|DANCE DIRECTOR||HELENA WALDMANN|
|VIDEO DANCER||BRIT RODEMUND|
|COMPOSITION AND MUSIC PRODUCTION||DANIEL DORSCH|
|MUSICAL DIRECTOR AND COMPOSITION||HANS NARVA|
|COSTUME DESIGN||HANIF KAISER UND JUDITH ADAM|
|VODEO POST PRODUCTION||MICHAEL SAUP|
|CREATIVE PATTERNCUTTING||TINA LUTHER|
|REHEARSAL DIRECTOR||ANIKA BENDEL|
|ASSISTANT IN DHAKA||HASNAT BIN KASHEM|
|DRANTURGICAL CONSULTANT||DUNJA FUNKE|
|ON STAGE||12 DANCERS FROM BANGLADESH MUNMUN AHMED, SHAMMY AKTER, SHAREEN FERDOUS, MASUM HOSSAIN, URME IRIN, MELA LAMIYA, TRINA MEHNAZ, HANIF MOHAMMAD, TUMTUMI NUZABA, BISHWAZIT SARKAR, SHOMA SHARMIN, LABONNO SULTANA|
|LENGTH OF PERFORMANCE||70 MIN|
|WORLD PREMIERE||26 NOVEMBER 2014 THEATER IM PFALZBAU LUDWIGSHAFEN (D)|
What lies behind the words “Made in Bangladesh”? Helena Waldmann, with twelve Bangladeshi Kathak dancers, investigated Bangladesh’s infamous textile factories and translated into dance the working conditions that she found there.
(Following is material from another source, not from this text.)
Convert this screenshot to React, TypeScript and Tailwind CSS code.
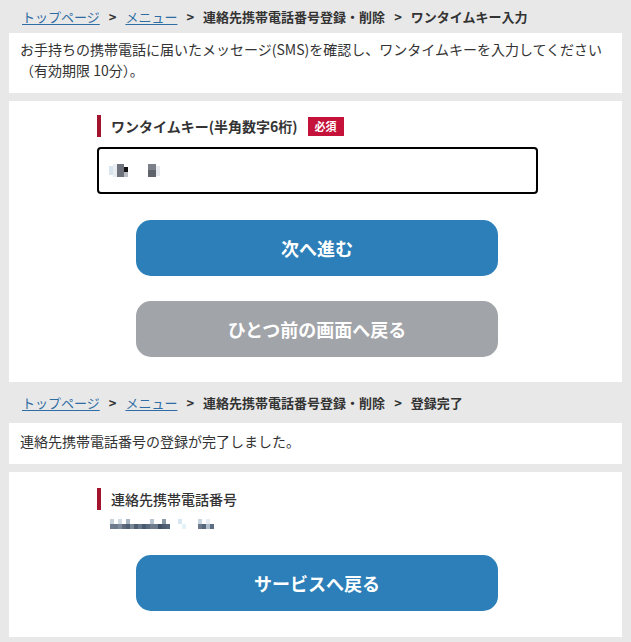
import React from 'react';

const Crumbs = ({ current }: { current: string }) => (
	<div className="flex items-center gap-[9px] pl-[13px] text-[13px] font-bold text-[#333]">
		<a className="font-normal text-[#2e6da4] underline underline-offset-2">トップページ</a>
		<span>&gt;</span>
		<a className="font-normal text-[#2e6da4] underline underline-offset-2">メニュー</a>
		<span>&gt;</span>
		<span>連絡先携帯電話番号登録・削除</span>
		<span>&gt;</span>
		<span>{current}</span>
	</div>
);

const Label = ({ text, required }: { text: string; required?: boolean }) => (
	<div className="flex items-center">
		<div
			className={
				'flex h-[22px] items-center border-l-4 border-[#a3152f] pl-[10px] text-[14px] text-[#333] ' +
				(required ? 'font-bold' : 'font-medium')
			}
		>
			{text}
		</div>
		{required && (
			<span className="ml-[10px] flex h-[19px] w-[36px] items-center justify-center bg-[#c4123a] text-[11px] font-bold text-white">
				必須
			</span>
		)}
	</div>
);

const Btn = ({ text, gray }: { text: string; gray?: boolean }) => (
	<button
		className={
			'ml-[127px] flex h-[56px] w-[362px] items-center justify-center rounded-[15px] text-[18px] font-bold text-white ' +
			(gray ? 'bg-[#a1a4a8]' : 'bg-[#2c7fb8]')
		}
	>
		{text}
	</button>
);

// pixelated (redacted) values
const KeyBlur = () => (
	<svg width="60" height="14" viewBox="0 0 60 14">
		<rect x="0" y="2" width="4" height="9" fill="#d8e4ee" />
		<rect x="4" y="0" width="4" height="13" fill="#e9eef3" />
		<rect x="8" y="0" width="7" height="13" fill="#6e727c" />
		<rect x="15" y="3" width="4" height="5" fill="#111" />
		<rect x="15" y="8" width="4" height="5" fill="#b9bcc2" />
		<rect x="39" y="0" width="8" height="6" fill="#7c808a" />
		<rect x="39" y="6" width="8" height="7" fill="#5f636c" />
		<rect x="47" y="2" width="4" height="10" fill="#e6eaee" />
	</svg>
);

const TelBlur = () => (
	<svg width="104" height="10" viewBox="0 0 104 10">
		{[
			[0, '#c9d1da', 0],
			[4, '#6c7a8c', 5],
			[8, '#d1dbe4', 0],
			[12, '#5d6b7d', 5],
			[16, '#a8b6c4', 0],
			[20, '#7a8797', 5],
			[24, '#4f5f72', 5],
			[28, '#66768a', 5],
			[32, '#4a5a6e', 5],
			[36, '#5a6a7e', 5],
			[40, '#b7c4d1', 0],
			[44, '#6a798c', 5],
			[48, '#3f5065', 5],
			[52, '#8a98a8', 0],
			[56, '#53637a', 5],
			[68, '#d7e6f0', 0],
			[72, '#e3f1f8', 5],
			[88, '#c8d6e2', 0],
			[92, '#56667b', 5],
			[96, '#e6eef4', 0],
			[100, '#5e6e82', 5],
		].map(([x, c, y], i) => (
			<rect key={i} x={x as number} y={y as number} width="4" height="5" fill={c as string} />
		))}
		{[
			[0, '#6e7c8e'],
			[8, '#7d8b9c'],
			[16, '#4f5e70'],
			[40, '#6d7b8c'],
			[52, '#4c5b6e'],
			[88, '#6a788a'],
			[96, '#b0bdca'],
		].map(([x, c], i) => (
			<rect key={'b' + i} x={x as number} y="5" width="4" height="5" fill={c as string} />
		))}
	</svg>
);

const App = () => {
	return (
		<div className="flex min-h-[642px] w-[631px] flex-col bg-[#e8e8e8] px-[9px] pb-[5px] font-['Noto_Sans_CJK_JP','Noto_Sans',sans-serif] text-[#333]">
			<div className="flex h-[33px] items-center">
				<Crumbs current="ワンタイムキー入力" />
			</div>
			<div className="h-[60px] bg-white px-[11px] pt-[6px] text-[14px] leading-[21px]">
				お手持ちの携帯電話に届いたメッセージ(SMS)を確認し、ワンタイムキーを入力してください
				<br />
				（有効期限 10分）。
			</div>
			<div className="mt-[8px] flex flex-col bg-white pt-[14px] pb-[25px]">
				<div className="ml-[88px]">
					<Label text="ワンタイムキー(半角数字6桁)" required />
				</div>
				<div className="ml-[88px] mt-[10px] flex h-[47px] w-[441px] items-center rounded-[4px] border-2 border-black pl-[10px]">
					<KeyBlur />
				</div>
				<div className="mt-[26px]">
					<Btn text="次へ進む" />
				</div>
				<div className="mt-[25px]">
					<Btn text="ひとつ前の画面へ戻る" gray />
				</div>
			</div>
			<div className="flex h-[41px] items-center">
				<Crumbs current="登録完了" />
			</div>
			<div className="flex h-[41px] items-center bg-white px-[11px] pb-[4px] text-[14px]">
				連絡先携帯電話番号の登録が完了しました。
			</div>
			<div className="mt-[8px] flex flex-col bg-white pt-[16px] pb-[26px]">
				<div className="ml-[88px]">
					<Label text="連絡先携帯電話番号" />
				</div>
				<div className="ml-[101px] mt-[9px] flex">
					<TelBlur />
				</div>
				<div className="mt-[26px]">
					<Btn text="サービスへ戻る" />
				</div>
			</div>
		</div>
	);
};

export default App;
Waldmann stripped all the ornamentation from the north Indian Kathak dance, in which the colourfully clothed dancers’ feet hammer the floor. The kicking feet in competition with the stitching of clattering sewing machines, their pirouettes with the yarn bobbins. The quick rhythms of the Kathak make the exhaustion physically palpable. “I’m not physically strong enough for this work. I go through exploitation and abuse.” Statements like these and others from seamstresses appear at intervals projected on the backdrop. But the dancers proclaim into the microphone: “I am proud to be a part of the fashion industry – proud to be independent.” These too are sentences from the seamstresses and it is exactly these unresolved and irresolvable ambivalences that Helena Waldmann distilled in her researches and has put next to one another on the stage. What for one seamstress represents exploitation, for another means a first step to financial independence. The analogy with the European cultural sector and its self-exploitative structures is further sharpened in the second half of the piece. Quotes like: “Last year I danced 60 performances – this year 100. For the same money”, demonstrate clearly that European dancers too earn their money under precarious circumstances. “Made in Bangladesh” is a strong uncomfortable work, and in its consistency and physicality exactly the correct means to give artistic expression to the breakneck working conditions of the contemporary world.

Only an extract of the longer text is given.